Puis deux guides aborigènes, un ancien et un
jeune, nous ont amenés voir les peintures rupestres de leur
communauté. Contrairement au peintures dites « d’art aborigène »
vendues à prix d’or par les galeries mondialisées réservées aux touristes et en
tout cas aux occidentaux, le « rock art » est véritablement une forme
d’expression importante des cultures aborigènes : certains dessins,
profanes, relatent des récits de chasse, tracent des cartes leur permettant de
s’orienter et de connaître les territoires, de trouver les sources d’eau ;
d’autres dessins – soumis à l’interdit photographique – ont un statut sacré et
indiquent la présence d’esprits ancêtres bienveillants ou maléfiques. Les
offenser peut être dangereux et source de malheurs. On voit bien combien le
terme d’« art » est discutable voire impropre.
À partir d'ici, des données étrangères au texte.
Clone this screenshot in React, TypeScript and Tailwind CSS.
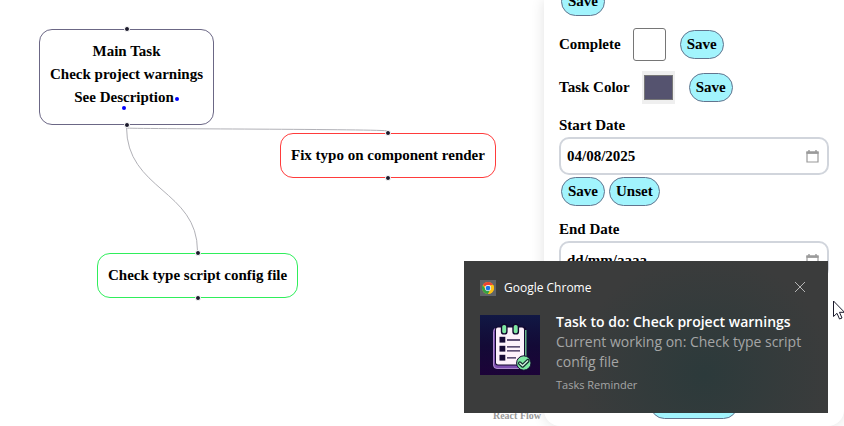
import type { ReactNode } from "react";

function Handle({ side }: { side: "top" | "bottom" }) {
  return (
    <span
      className={`absolute left-1/2 size-1.5 -translate-x-1/2 rounded-full border border-white bg-[#1a192b] ${
        side === "top" ? "-top-1" : "-bottom-1"
      }`}
    />
  );
}

function TaskNode({ place, children }: { place: string; children: ReactNode }) {
  return (
    <div
      className={`absolute rounded-[13px] border bg-white px-2.5 py-2.5 text-center whitespace-nowrap ${place}`}
    >
      <Handle side="top" />
      {children}
      <Handle side="bottom" />
    </div>
  );
}

function PillButton({ children }: { children: ReactNode }) {
  return (
    <button className="m-0.5 rounded-[15px] border border-slate-500 bg-cyan-200 px-1.5 py-0.5">
      {children}
    </button>
  );
}

function CalendarIcon() {
  return (
    <svg className="size-[13px] shrink-0" viewBox="0 0 13 13" fill="none" stroke="#9a9a9a">
      <path d="M1 2.200h11v9.800H1z" strokeWidth="1.2" />
      <path d="M.4 2.700h12.200" strokeWidth="2.400" />
      <path d="M3 0v2M10 0v2" strokeWidth="1.4" />
    </svg>
  );
}

function DateField({ id, label, value }: { id: string; label: string; value?: string }) {
  return (
    <div>
      <label htmlFor={id} className="block">
        {label}
      </label>
      <div className="flex h-[38px] items-center rounded-[10px] border-2 border-gray-300 bg-white pr-2 pl-1.5">
        <input
          id={id}
          type="text"
          defaultValue={value}
          placeholder="dd/mm/aaaa"
          className="min-w-0 flex-1 outline-none placeholder:text-black"
        />
        <CalendarIcon />
      </div>
    </div>
  );
}

function ChromeIcon() {
  return (
    <span className="flex size-4 items-center justify-center bg-[#5f6368]">
      <svg className="size-3" viewBox="0 0 48 48">
        <circle cx="24" cy="24" r="24" fill="#fbc116" />
        <path d="M24 24 3.2 12A24 24 0 0 1 44.8 12H24z" fill="#ea4335" />
        <path d="M3.2 12A24 24 0 0 0 24 48l10.4-18L24 24 13.6 30z" fill="#34a047" />
        <path d="M44.8 12H24v12l10.4 6L24 48A24 24 0 0 0 44.8 12z" fill="#fbc116" />
        <circle cx="24" cy="24" r="12" fill="#fff" />
        <circle cx="24" cy="24" r="9.5" fill="#1a73e8" />
      </svg>
    </span>
  );
}

function TaskPicture() {
  return (
    <svg className="size-[60px] shrink-0" viewBox="0 0 60 60">
      <defs>
        <linearGradient id="night" x1="0" y1="0" x2="0" y2="1">
          <stop offset="0" stopColor="#111844" />
          <stop offset="0.5" stopColor="#130a36" />
          <stop offset="1" stopColor="#1c0338" />
        </linearGradient>
      </defs>
      <rect width="60" height="60" fill="url(#night)" />
      <rect x="13.5" y="13" width="31" height="40.5" rx="3.5" fill="#7d4fb0" stroke="#c9a5e6" strokeWidth="0.8" />
      <rect x="15" y="11.5" width="31" height="39" rx="3" fill="#12082e" />
      <path d="M45.8 15v26" stroke="#7ee2a0" strokeWidth="1.2" />
      <rect x="16" y="12.5" width="28" height="37" rx="2" fill="#fdf1fb" />
      <g fill="#7ee8a2" stroke="#12082e" strokeWidth="1.4">
        <rect x="21.5" y="9.3" width="5.4" height="9.6" rx="2.5" />
        <rect x="33" y="9.3" width="5.4" height="9.6" rx="2.5" />
      </g>
      <g fill="#160a35">
        <rect x="19.5" y="21.8" width="5.8" height="5.8" />
        <rect x="19.5" y="30.8" width="5.8" height="5.8" />
        <rect x="19.5" y="39.8" width="5.8" height="5.8" />
      </g>
      <path d="M27 25h13M27 31.8h13M27 35.8h13M27 42.8h9" stroke="#2b1a49" strokeWidth="1.3" />
      <circle cx="43.8" cy="48" r="7.2" fill="#7ee8a2" stroke="#12082e" strokeWidth="1" />
      <path d="m39.8 48.2 2.8 2.6 5.2-5" fill="none" stroke="#12302e" strokeWidth="3.8" strokeLinecap="round" strokeLinejoin="round" />
      <path d="m39.8 48.2 2.8 2.6 5.2-5" fill="none" stroke="#d9fbe6" strokeWidth="1.2" strokeLinecap="round" strokeLinejoin="round" />
    </svg>
  );
}

function Flow() {
  return (
    <main className="relative min-w-0 flex-1">
      <svg className="absolute inset-0 size-full" fill="none" stroke="#b1b1b7">
        <path d="M126.5 127C126.5 190 197.5 190 197.5 251" />
        <path d="M126.5 128C126.5 129 387.5 129 387.5 131" />
      </svg>
      <TaskNode place="left-[39px] top-[29px] h-24 border-[#6b6785]">
        <p>Main Task</p>
        <p>Check project warnings</p>
        <p className="flex items-center justify-center gap-px leading-[22px]">
          See Description
          <span className="mt-1 size-1 rounded-full bg-[#00f]" />
        </p>
        <span className="absolute bottom-3.5 left-[82px] size-1 rounded-full bg-[#00f]" />
      </TaskNode>
      <TaskNode place="left-[280px] top-[133px] border-[#ff3b3b]">Fix typo on component render</TaskNode>
      <TaskNode place="left-[97px] top-[253px] border-[#2fee5b]">Check type script config file</TaskNode>
      <a
        href="#react-flow"
        className="absolute right-0 bottom-0 px-[3px] text-[10px] leading-5 text-[#999]"
      >
        React Flow
      </a>
    </main>
  );
}

function TaskPanel() {
  return (
    <aside className="relative flex w-[300px] shrink-0 flex-col overflow-hidden rounded-b-2xl bg-white px-[15px] pb-[7px] shadow-[0_0_14px_rgba(0,0,0,0.12)]">
      <div className="-mt-[15px]">
        <PillButton>Save</PillButton>
      </div>
      <div className="mt-2.5 flex items-center">
        <label htmlFor="complete">Complete</label>
        <input
          id="complete"
          type="checkbox"
          className="mr-3 ml-3 size-[33px] appearance-none rounded-[3px] border border-[#767676] bg-white"
        />
        <PillButton>Save</PillButton>
      </div>
      <div className="mt-2.5 flex items-center">
        <label htmlFor="color">Task Color</label>
        <input
          id="color"
          type="color"
          defaultValue="#55536f"
          className="mr-3 ml-3 size-[33px] bg-[#efefef]"
        />
        <PillButton>Save</PillButton>
      </div>
      <div className="mt-2.5">
        <DateField id="start" label="Start Date" value="04/08/2025" />
        <div className="flex">
          <PillButton>Save</PillButton>
          <PillButton>Unset</PillButton>
        </div>
      </div>
      <div className="mt-2.5">
        <DateField id="end" label="End Date" />
      </div>
      <button
        aria-label="Delete task"
        className="mt-auto h-[29px] w-[88px] self-center rounded-[15px] border border-slate-500 bg-cyan-200"
      />
    </aside>
  );
}

function Toast() {
  return (
    <section className="absolute right-4 bottom-[13px] h-[152px] w-[364px] bg-[#3b3c3c] bg-[radial-gradient(ellipse_130px_120px_at_66%_75%,#2c3a3b,#3b3c3c)] px-4 pt-[19px] font-['Open_Sans','Noto_Sans',sans-serif] font-normal text-[#a5a6a6]">
      <header className="flex h-4 items-center gap-2 text-[12px] leading-4 text-white">
        <ChromeIcon />
        <span className="flex-1">Google Chrome</span>
        <button aria-label="Close" className="mr-[7px] mb-0.5">
          <svg className="size-2.5" viewBox="0 0 10 10" stroke="#b5b5b5">
            <path d="m0 0 10 10M10 0 0 10" />
          </svg>
        </button>
      </header>
      <div className="mt-[19px] flex gap-4">
        <TaskPicture />
        <div className="-mt-[3px] text-[14px] leading-5">
          <h2 className="font-semibold whitespace-nowrap text-white">Task to do: Check project warnings</h2>
          <p>Current working on: Check type script config file</p>
          <p className="mt-[3px] text-[11px]">Tasks Reminder</p>
        </div>
      </div>
    </section>
  );
}

function Pointer() {
  return (
    <svg className="absolute top-[300px] right-0 h-5 w-[11px]" viewBox="0 0 11 20" fill="#fff" stroke="#1a192b">
      <path d="M.5 1v15.5l3.500-3.200 2.500 5.700 2.500-1-2.500-5.700h5z" />
    </svg>
  );
}

export default function App() {
  return (
    <div className="relative flex h-screen overflow-hidden bg-white font-['Liberation_Serif',serif] text-[15px] leading-[23px] font-bold text-black">
      <Flow />
      <TaskPanel />
      <Toast />
      <Pointer />
    </div>
  );
}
Nous avons mangé nos sandwichs sous un auvent
de pierre rouge et devant nous s’étendaient la plaine, la forêt et les
rivières. Oubliant la circonstance, je me suis laissée absorber par ce paysage
infini et d’une beauté sublime. J’ai imaginé les ancêtres de nos guides
arpenter ces terres pour chasser oiseaux, crocodiles, kangourous, il y a à
peine un siècle encore. Et j’ai aussi imaginé la chasse avant l’arrivée du fusil
qui a perturbé la relation de l’homme à l’animal. Le fusil a donné naissance à
une chasse injuste, ingrate voire gratuite quand elle est le fait d’hommes
cruels ou avides.
Le guide le plus âgé nous regardait un peu
moqueur de ses yeux vert olive et dorés, fumant sa cigarette sur un rocher un
peu éloigné du groupe. « You can
take a picture » ne cessait-il de dire, « I know you like taking pictures ». Absurdité de ces touristes
scotchés à leur appareil photo, cherchant à capter l’éternité, à capturer
l’immortalité ou tout simplement à enfermer la vie dans des photographies alors
que nous sommes poussières d’étoiles, descendants de l’autruche, du serpent ou
de l’oiseau.
Et tout le long de la marche, les deux guides
se sont parlé dans leur langue, ils riaient beaucoup. Mais, contrairement à
leurs frères et sœurs croisés dans les villes, ils nous regardaient,
franchement, fixement même, et semblaient heureux de soulever le voile pour
nous montrer une minuscule partie de la culture complexe et riche dont ils sont
les fiers gardiens.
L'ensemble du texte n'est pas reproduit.